It’s not New Year’s Eve

It’s August, which means a couple of things: one, I’m late with this post (didn’t make July); and two, summer is going much too quickly. And…as the title makes clear, it’s not year-end, which too often is the only time we think about sparkling wine. Time to change that way of thinking!

To help ease you into your new “bubbles normal”, and to appeal to a broad swath of Wine MD readers, I thought it would be good to showcase a Pinot Noir-based sparkling rosé with an everyday price tag.

Our bubbles come from France, but not Champagne. Remember, “everyday” is the operative word here. Loyal readers know that you can’t be called Champagne unless you come from the Champagne region of France. However, France makes great sparkling wine in a variety of other regions, all using the same meticulous process as Champagne: a second, in-the-bottle fermentation often referred to as the “Traditional Method”.

In France, this non-Champagne sparkling wine is known as Crémant. While Crémant producers adhere to many strict regulations, their finished product is usually quite affordable. Because of the many different regions that produce Crémant, you will find a wider variety of grapes than in Champagne.

So where can you find Crémant? Pretty much all over France…

As always, shout out to Wine Folly

As always, shout out to Wine Folly

Today, we are going to that famous wine region in the extreme northeast corner by the German border: the Alsace. Probably the most well known wine from Alsace is dry Riesling. Other popular varietals are Pinot Gris, Pinot Blanc and Gewurtztraminer. All whites. In fact, 90% of all wine made in Alsace is white.

One more map to make an important point:

Wine Map-France.png

See that orange blob just east of Paris? That’s Champagne, the most northern latitude wine growing region in France. Further east, in yellowish-green, is Alsace. The point here is that sparkling wine does well in cooler climate regions, and Alsace fits the bill.

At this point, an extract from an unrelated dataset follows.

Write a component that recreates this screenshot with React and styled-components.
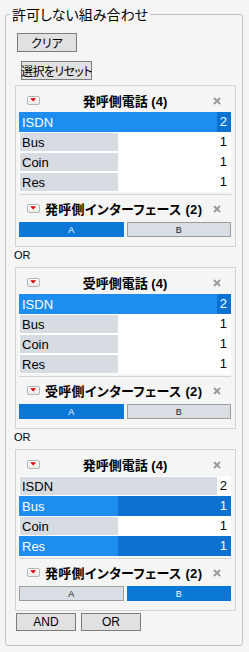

Let’s have a look at our wine: Lucien Albrecht Crémant d’Alsace Brut Rosé. About $19

bottle image_cremant-d'alsace-brut-rose_Lucien Albrecht.png

So with all this talk about Alsatian white wine, why is ours red(dish)? Well, that remaining 10% of all grapes grown in Alsace is a red varietal, in fact the only one allowed - Pinot Noir! The vineyards in Alsace benefit from rain shelter provided by the Vosges (“Vohzh”) Mountains, resulting in a long, mild growing season. Pinot Noir does well here.

This Old World label is New World friendly. It tells us all we need to know: It’s a Crémant; it’s from Alsace; it’s a Rosé; and it’s made in a Brut style, meaning it is very dry, with only a very small amount of added sugar. It is also very low in alcohol - only 12%. You have to read the back label to find out it is made from Pinot Noir. In Alsace, a Crémant Rosé must be 100% Pinot Noir. This wine spent 18 months in bottle before release.

Lucien Albrecht vineyards

Lucien Albrecht vineyards

Lucien Albrecht (“Lu-shen All-bresht”) is one of the most distinguished producers in Alsace, making great wine for over 300 years. It is now part of the Foley Family empire, home to famous names such as Chalk Hill, Ferrari-Carano, Chalone and Four Graces.

Time to Taste!

This tasting was so much fun! I was not ready for the bubble explosion that happened as I poured. Just like a beer, the head of foam (sparkling winemakers refer to this as “mousse”) was unbelievably frothy, and lasted a long time. The fine bubbles coming up from the bottom of the glass were like one of those Airborne tablets dissolving! By the way, I used a regular wine glass. Sparkling wine in a flute looks fancy, but you can’t smell anything.

In my glass, the wine is a pale to medium salmon color, maybe trending toward copper. Beautiful. On the nose, you get all kinds of red fruits. Hard to pick just one out, but that first sip confirms it: red fruits dominate. Now I got strawberry for sure, but also tart fruits like cranberry and pomegranate. Maybe rhubarb too. The lively acidity provides a long, bright finish. Interestingly, a little lemony note comes through at the end. After some time in the glass, it does get a little creamier, which is a nice quality.

Food:

Take a playbook page from the Doctor’s last two posts: Sauvignon Blanc and Pinot Grigio. This wine is so versatile. It pairs really well with seafood, particularly something in a shell (or salmon sashimi). It can also go sweet, as a nice accompaniment to dessert that has both chocolate and berries. And of course, sparkling rosé is great all by itself. ‘Nuff said.

The Bottom Line:

This wine is just flat out fun: very satisfying; fruit-driven and classy, without the Champagne sticker shock. Give it a try and see what you think. If you like this style, maybe try a Rosé of Pinot Noir sparkler from Oregon (I had a great one from Sokol Blosser when I was out there last September). Or maybe explore Crémants from different regions in France.

So what are you waiting for? Remember, it’s not New Year’s Eve.